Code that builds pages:

========================

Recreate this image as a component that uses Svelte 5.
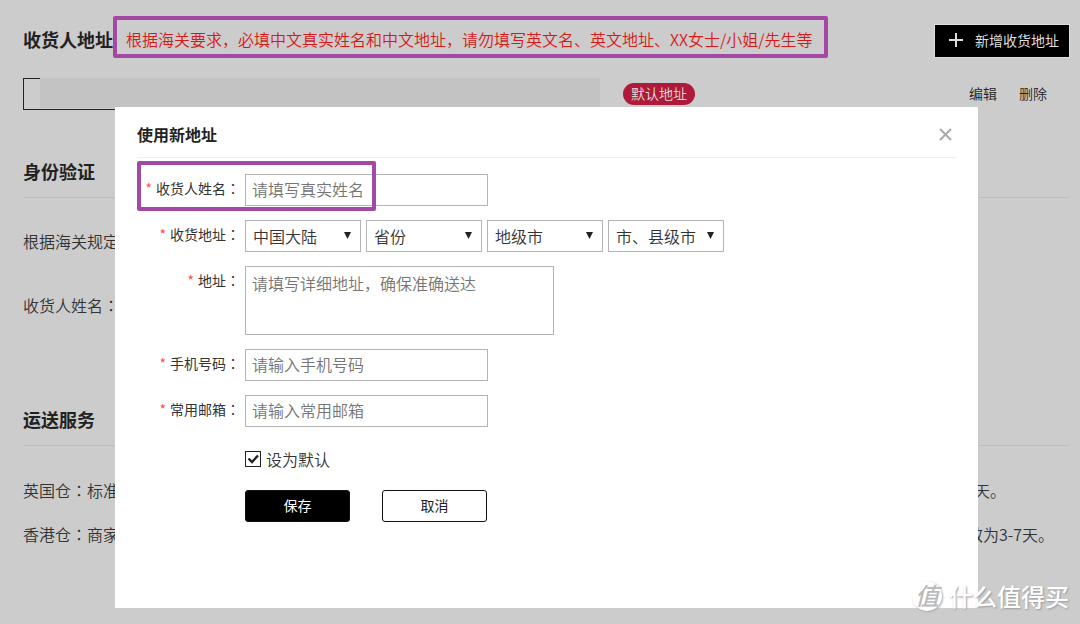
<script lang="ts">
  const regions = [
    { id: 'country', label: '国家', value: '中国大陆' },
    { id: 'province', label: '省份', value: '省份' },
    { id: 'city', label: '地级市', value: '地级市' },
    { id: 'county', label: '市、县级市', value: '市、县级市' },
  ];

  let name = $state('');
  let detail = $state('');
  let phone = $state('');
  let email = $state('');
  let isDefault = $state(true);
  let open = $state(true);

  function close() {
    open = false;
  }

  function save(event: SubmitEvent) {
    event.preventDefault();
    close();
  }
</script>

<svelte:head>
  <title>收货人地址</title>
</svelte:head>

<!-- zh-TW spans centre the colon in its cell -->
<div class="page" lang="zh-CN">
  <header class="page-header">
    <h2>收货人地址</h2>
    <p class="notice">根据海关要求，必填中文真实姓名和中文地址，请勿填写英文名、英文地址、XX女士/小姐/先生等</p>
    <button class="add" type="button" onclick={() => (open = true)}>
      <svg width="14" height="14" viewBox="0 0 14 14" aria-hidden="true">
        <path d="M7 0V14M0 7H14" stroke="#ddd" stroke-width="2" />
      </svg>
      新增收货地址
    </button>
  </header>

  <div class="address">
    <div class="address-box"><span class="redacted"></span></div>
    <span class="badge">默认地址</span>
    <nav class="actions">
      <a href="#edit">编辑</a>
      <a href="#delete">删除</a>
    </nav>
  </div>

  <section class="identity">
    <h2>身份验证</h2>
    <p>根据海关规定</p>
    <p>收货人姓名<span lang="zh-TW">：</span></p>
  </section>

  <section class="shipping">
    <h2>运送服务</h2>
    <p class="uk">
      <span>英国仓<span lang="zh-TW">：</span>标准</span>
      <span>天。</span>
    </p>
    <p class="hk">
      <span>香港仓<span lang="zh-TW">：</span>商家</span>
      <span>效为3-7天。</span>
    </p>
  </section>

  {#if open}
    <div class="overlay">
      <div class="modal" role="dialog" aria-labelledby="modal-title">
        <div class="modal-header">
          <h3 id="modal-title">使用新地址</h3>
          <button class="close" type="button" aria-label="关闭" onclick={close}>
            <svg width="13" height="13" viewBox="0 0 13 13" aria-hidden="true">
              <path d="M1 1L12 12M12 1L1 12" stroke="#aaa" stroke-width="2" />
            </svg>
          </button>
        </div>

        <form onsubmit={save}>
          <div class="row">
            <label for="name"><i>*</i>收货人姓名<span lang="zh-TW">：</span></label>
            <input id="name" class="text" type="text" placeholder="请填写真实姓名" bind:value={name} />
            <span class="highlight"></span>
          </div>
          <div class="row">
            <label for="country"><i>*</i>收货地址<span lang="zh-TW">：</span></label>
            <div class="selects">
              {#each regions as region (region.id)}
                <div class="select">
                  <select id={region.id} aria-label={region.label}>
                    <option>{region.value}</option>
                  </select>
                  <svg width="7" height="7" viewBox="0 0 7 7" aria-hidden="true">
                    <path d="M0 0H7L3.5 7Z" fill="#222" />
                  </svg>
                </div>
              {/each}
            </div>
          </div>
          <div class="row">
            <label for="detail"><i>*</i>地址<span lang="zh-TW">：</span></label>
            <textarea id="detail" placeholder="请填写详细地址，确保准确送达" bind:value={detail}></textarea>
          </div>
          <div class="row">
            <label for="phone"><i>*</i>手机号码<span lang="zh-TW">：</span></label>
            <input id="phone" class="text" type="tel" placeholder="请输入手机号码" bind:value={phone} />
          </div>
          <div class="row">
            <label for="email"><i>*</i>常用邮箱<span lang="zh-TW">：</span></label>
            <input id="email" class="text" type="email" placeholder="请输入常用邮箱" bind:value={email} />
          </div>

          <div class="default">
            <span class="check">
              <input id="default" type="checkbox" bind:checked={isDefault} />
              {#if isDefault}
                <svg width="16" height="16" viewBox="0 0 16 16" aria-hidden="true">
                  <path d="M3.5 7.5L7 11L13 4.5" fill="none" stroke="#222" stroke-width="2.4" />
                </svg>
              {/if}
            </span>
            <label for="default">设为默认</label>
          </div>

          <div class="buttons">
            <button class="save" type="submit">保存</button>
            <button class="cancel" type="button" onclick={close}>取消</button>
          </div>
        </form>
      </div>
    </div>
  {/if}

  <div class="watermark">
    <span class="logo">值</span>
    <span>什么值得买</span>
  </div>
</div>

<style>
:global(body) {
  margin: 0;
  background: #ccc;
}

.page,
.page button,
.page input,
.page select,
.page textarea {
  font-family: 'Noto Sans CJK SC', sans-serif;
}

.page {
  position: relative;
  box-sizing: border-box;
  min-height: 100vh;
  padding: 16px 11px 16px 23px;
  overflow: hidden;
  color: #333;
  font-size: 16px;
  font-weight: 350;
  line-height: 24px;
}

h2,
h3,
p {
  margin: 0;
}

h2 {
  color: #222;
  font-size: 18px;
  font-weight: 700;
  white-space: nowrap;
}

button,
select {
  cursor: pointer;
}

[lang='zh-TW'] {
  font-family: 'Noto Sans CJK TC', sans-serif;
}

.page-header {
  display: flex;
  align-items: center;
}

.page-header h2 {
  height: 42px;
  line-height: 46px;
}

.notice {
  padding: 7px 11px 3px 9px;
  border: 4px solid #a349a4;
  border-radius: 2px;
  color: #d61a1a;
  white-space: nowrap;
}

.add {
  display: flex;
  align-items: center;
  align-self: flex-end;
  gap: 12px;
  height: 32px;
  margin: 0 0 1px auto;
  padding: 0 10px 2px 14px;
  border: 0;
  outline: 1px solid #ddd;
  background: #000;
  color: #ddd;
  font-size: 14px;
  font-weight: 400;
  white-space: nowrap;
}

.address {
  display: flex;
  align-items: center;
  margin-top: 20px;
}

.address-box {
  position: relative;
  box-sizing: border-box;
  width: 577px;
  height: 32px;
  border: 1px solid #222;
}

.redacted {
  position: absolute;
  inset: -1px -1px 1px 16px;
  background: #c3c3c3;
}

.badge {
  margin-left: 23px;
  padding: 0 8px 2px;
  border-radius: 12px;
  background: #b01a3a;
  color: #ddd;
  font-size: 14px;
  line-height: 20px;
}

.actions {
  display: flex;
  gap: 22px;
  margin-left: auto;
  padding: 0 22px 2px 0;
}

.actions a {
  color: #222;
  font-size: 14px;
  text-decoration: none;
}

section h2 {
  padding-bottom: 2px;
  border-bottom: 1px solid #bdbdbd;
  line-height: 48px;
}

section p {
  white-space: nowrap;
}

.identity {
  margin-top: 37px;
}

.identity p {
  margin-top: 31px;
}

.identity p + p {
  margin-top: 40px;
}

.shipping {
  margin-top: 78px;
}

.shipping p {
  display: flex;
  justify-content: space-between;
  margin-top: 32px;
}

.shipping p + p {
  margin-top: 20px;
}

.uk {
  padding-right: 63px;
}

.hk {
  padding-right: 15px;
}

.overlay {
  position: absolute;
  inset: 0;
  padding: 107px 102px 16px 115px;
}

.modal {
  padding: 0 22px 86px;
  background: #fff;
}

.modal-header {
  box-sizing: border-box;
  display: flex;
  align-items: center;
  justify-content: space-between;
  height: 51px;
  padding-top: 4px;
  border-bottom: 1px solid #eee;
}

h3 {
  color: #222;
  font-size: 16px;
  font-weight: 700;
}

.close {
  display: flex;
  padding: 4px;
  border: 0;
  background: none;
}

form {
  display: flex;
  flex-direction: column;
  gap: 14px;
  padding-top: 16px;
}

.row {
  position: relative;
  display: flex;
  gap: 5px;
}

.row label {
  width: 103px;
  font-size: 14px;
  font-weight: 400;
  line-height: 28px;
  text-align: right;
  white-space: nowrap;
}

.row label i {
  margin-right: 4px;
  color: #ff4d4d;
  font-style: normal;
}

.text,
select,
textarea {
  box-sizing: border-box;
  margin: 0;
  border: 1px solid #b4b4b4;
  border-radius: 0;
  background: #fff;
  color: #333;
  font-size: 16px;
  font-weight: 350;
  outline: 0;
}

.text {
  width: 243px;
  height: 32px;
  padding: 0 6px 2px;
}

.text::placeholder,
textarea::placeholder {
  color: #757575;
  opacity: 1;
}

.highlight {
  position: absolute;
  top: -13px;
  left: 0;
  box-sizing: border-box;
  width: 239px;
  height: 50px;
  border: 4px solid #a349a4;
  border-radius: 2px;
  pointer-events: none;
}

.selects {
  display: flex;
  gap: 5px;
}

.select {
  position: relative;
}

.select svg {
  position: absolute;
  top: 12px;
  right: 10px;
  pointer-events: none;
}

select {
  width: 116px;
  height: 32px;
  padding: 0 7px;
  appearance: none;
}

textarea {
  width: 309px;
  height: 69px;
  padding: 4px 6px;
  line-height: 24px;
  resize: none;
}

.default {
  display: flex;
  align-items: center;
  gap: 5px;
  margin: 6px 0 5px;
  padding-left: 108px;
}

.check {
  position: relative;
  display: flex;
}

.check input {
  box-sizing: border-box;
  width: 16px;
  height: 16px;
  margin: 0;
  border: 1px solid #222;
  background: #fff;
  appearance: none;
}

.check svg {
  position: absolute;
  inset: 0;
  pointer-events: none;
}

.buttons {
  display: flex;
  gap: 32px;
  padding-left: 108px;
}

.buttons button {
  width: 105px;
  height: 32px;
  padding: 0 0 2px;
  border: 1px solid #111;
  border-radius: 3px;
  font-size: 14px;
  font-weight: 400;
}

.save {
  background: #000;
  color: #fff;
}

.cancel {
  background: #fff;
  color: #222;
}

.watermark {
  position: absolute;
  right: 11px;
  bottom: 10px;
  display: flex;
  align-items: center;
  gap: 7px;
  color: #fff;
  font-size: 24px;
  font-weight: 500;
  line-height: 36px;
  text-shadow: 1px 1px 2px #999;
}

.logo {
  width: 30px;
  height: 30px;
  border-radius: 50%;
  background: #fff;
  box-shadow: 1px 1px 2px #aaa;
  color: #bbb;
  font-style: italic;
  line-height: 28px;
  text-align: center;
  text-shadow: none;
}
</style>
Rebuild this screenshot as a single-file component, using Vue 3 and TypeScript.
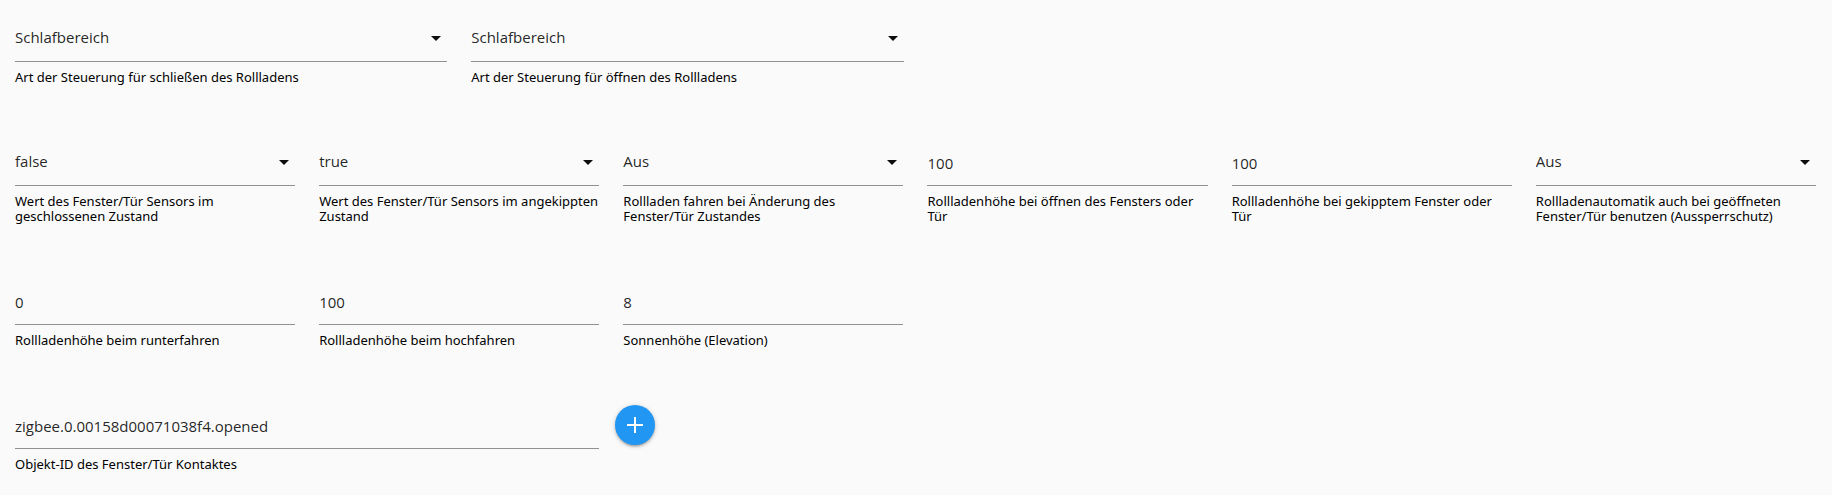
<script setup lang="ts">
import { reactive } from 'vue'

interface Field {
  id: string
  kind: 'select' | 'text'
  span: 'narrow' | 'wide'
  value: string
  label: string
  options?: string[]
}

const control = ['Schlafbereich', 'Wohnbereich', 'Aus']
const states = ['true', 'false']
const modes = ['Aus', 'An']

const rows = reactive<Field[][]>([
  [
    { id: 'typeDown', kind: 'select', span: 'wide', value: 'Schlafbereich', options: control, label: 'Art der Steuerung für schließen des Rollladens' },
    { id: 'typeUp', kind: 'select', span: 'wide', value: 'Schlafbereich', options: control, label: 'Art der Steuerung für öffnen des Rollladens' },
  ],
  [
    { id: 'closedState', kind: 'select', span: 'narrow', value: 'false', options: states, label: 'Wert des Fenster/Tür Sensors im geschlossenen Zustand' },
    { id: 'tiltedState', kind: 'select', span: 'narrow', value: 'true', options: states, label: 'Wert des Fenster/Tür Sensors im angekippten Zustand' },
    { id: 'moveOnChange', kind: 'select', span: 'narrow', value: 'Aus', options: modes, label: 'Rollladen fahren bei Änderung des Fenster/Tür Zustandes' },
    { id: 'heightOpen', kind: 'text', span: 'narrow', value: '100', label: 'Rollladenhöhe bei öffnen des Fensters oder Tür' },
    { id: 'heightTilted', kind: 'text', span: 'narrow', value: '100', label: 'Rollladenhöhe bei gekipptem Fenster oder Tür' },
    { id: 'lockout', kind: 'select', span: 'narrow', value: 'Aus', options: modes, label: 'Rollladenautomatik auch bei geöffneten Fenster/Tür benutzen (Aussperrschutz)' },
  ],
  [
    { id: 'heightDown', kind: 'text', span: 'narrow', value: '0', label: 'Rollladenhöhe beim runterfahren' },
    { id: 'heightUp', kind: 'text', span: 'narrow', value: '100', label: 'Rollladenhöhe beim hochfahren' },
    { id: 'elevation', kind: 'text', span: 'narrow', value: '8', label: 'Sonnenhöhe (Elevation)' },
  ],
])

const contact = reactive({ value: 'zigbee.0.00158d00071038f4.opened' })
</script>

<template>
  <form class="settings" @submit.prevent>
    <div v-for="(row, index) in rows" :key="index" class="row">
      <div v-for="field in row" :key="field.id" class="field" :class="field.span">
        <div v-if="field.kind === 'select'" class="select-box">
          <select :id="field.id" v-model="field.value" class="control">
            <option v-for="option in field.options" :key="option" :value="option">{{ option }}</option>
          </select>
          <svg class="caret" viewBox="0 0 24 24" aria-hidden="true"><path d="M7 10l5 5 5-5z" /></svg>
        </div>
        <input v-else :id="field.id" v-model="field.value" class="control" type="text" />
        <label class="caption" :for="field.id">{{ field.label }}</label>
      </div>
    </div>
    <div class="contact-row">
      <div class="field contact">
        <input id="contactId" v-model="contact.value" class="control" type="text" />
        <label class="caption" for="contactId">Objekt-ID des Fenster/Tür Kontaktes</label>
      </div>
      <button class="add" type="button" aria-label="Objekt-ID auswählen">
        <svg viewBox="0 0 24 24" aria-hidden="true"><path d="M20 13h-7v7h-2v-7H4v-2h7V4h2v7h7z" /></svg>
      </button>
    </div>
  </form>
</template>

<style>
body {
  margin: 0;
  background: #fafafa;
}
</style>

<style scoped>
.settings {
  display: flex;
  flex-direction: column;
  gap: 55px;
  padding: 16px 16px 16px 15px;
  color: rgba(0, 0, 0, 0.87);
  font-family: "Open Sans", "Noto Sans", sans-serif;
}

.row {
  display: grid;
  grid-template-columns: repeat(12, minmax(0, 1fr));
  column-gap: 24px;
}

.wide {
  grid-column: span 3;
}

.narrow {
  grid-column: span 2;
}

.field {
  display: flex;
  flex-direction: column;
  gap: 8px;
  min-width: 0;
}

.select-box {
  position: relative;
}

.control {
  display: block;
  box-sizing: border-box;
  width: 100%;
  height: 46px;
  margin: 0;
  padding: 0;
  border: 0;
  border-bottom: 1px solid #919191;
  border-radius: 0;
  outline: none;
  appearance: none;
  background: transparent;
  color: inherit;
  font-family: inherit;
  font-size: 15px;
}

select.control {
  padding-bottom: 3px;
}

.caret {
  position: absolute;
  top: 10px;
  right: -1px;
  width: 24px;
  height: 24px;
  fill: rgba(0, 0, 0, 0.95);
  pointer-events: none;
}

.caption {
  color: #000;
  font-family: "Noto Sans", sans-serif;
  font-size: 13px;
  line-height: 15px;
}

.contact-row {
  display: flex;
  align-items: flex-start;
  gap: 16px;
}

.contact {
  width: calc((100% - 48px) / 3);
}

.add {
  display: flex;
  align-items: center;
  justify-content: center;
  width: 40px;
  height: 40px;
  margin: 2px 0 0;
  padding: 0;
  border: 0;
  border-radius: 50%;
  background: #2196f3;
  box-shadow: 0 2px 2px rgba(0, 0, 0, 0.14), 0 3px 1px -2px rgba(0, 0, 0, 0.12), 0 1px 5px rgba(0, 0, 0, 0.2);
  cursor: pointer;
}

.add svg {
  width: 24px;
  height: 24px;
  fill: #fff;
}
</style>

========================

What to work on:
Make an exact copy of the lines from the top of the material through the line with "</svelte:head>", pictures excluded.

The output:
Recreate this image as a component that uses Svelte 5.
<script lang="ts">
  const regions = [
    { id: 'country', label: '国家', value: '中国大陆' },
    { id: 'province', label: '省份', value: '省份' },
    { id: 'city', label: '地级市', value: '地级市' },
    { id: 'county', label: '市、县级市', value: '市、县级市' },
  ];

  let name = $state('');
  let detail = $state('');
  let phone = $state('');
  let email = $state('');
  let isDefault = $state(true);
  let open = $state(true);

  function close() {
    open = false;
  }

  function save(event: SubmitEvent) {
    event.preventDefault();
    close();
  }
</script>

<svelte:head>
  <title>收货人地址</title>
</svelte:head>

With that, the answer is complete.